Minggu, 07 November 2010

Astaga sy kecewa sensei katanya di jepang Asalkan banyak uang "Baka" pun tak masalah

Pagi tadi murid saya, seorang Ibu berumur 50 tahun, tetapi masih gesit, awet muda dan sangat luas wawasannya menceritakan sebuah fenomena baru di kalangan artis Jepang, yang dikenal dengan istilah バカ芸能人(baka geinoujin). Kata “baka” berarti “tolol”, “nggak pinter”.


Dalam sebuah survey disebutkan urutan artis “baka” yang digemari kawula muda, yaitu :Satoda Mai, Suzanne, Misono, Tsuruno Takeshi, Kinoshita Yukina, Osawa Akane, Kamiji Yusuke, dll.
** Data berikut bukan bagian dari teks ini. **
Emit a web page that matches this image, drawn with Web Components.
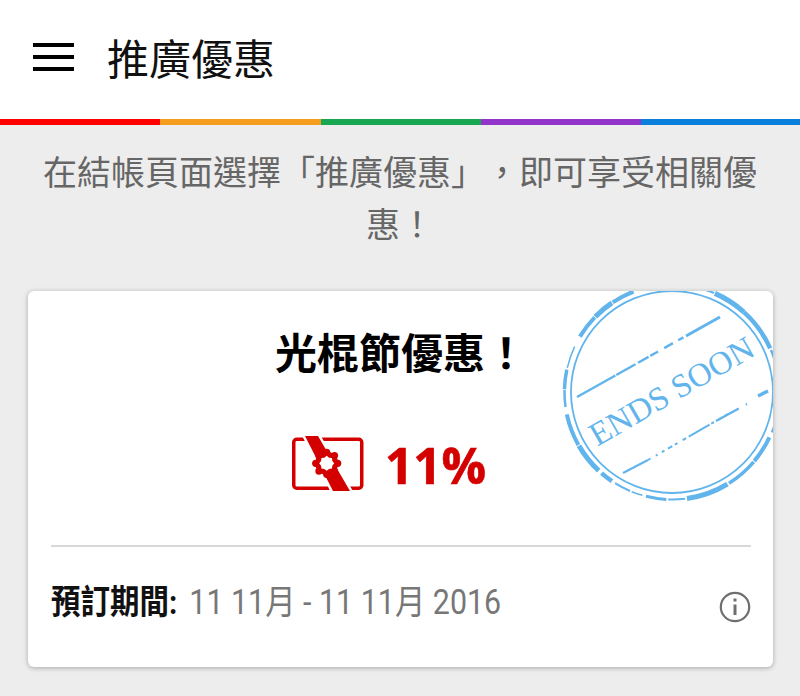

Mai, Suzanne, dan Yukina adalah 3 gadis yang tergabung dalam grup vokal PABO. Sedangkan Tsuruno Takeshi dan Kamiji Yusuke adalah penyanyi grup vokal Yuuchisin.  Grup PABO dan Yuuchisin kemudian mengadakan kolaborasi, bernama ALADDIN yang sekarang sangat digemari di Jepang karena lagu-lagunya yang riang dan kostum yang mereka kenakan ala anime.  Saking ngetopnya, Kamiji Yusuke pernah mendapat penghargaan dari Guiness Book karena blognya mempunyai pengunjung terbanyak di dunia.
Siang tadi saya menyaksikan sebuah acara kuiz untuk artis yang disiarkan sebuah channel TV, dan anggota ALADDIN tampil dalam acara tersebut. Acara kuiz itu berupa sekitar 10-15 artis dikelompokkan menjadi tiga regu dan artis dalam masing-masing regu duduk berurutan ke belakang sesuai dengan kemampuan akademiknya. Para artis ALADDIN ditempatkan pada deretan terbelakang. Ketiga tiba giliran mereka menjawab pertanyaan, terlihat kelucuan mereka karena tidak sanggup menjawab pertanyaan yang gampang sekali pun, sehingga hingga akhir acara, pertanyaan yang sudah ditanyakan sebelumnya kepada peserta lain ditanyakan kembali kepada seorang member ALADDIN dan untungnya dia masih ingat jawabannya.
Sekalipun tidak bisa menjawab, dan terlihat “baka”, tetapi wajah dan penampilan mereka bernilai jual di dunia hiburan. Maka murid saya mengatakan bahwa ada gejala baru di kalangan ibu-ibu di Jepang yang putus asa menyuruh anaknya belajar, yaitu mendorong mereka untuk menjadi artis. Tidak mengapa “baka”, yang penting dia mampu menghasilkan uang dan “itsumo genki” (=selalu riang).
Gaya berpakaian, gaya rambut para “bakaers” menjadi trade mark anak-anak muda, terutama kaum gadis. Sehari sebelumnya, sebelum berangkat bekerja, saya menyaksikan sebuah berita yang menyorot fenomena baru anak-anak putri SMP di Tokyo, Jepang yang ingin dikatakan sebagai wanita dewasa. Maka mereka menghabiskan hari Sabtu dan Minggu untuk mendatangi butik dan salon yang memberi harga dan pelayanan khusus kepada anak-anak gadis seusia mereka yang tersebar di daerah Shibuya. Penyiar TV yang melaporkan berita tersebut terlihat membelalak kaget ketika ditampilkan profil seorang anak SMP kelas 2 yang penampilannya serupa dengan mahasiswa tingkat akhir :D
Well, fenomena baru yang dilahirkan kawula muda kelihatannya tak mampu dihentikan. Beberapa sekolah negeri favorit masih bisa menerapkan peraturan yang ketat, tetapi sekolah-sekolah yang mulai kekurangan murid, ditambah dengan antusiasme belajar anak-anak usia SMP dan SMA (terutama gadis) yang mulai menurun karena banyaknya godaan jalan pintas menuju kesuksesan, menjadi sebuah masalah pelik bagi pendidikan Jepang dewasa ini.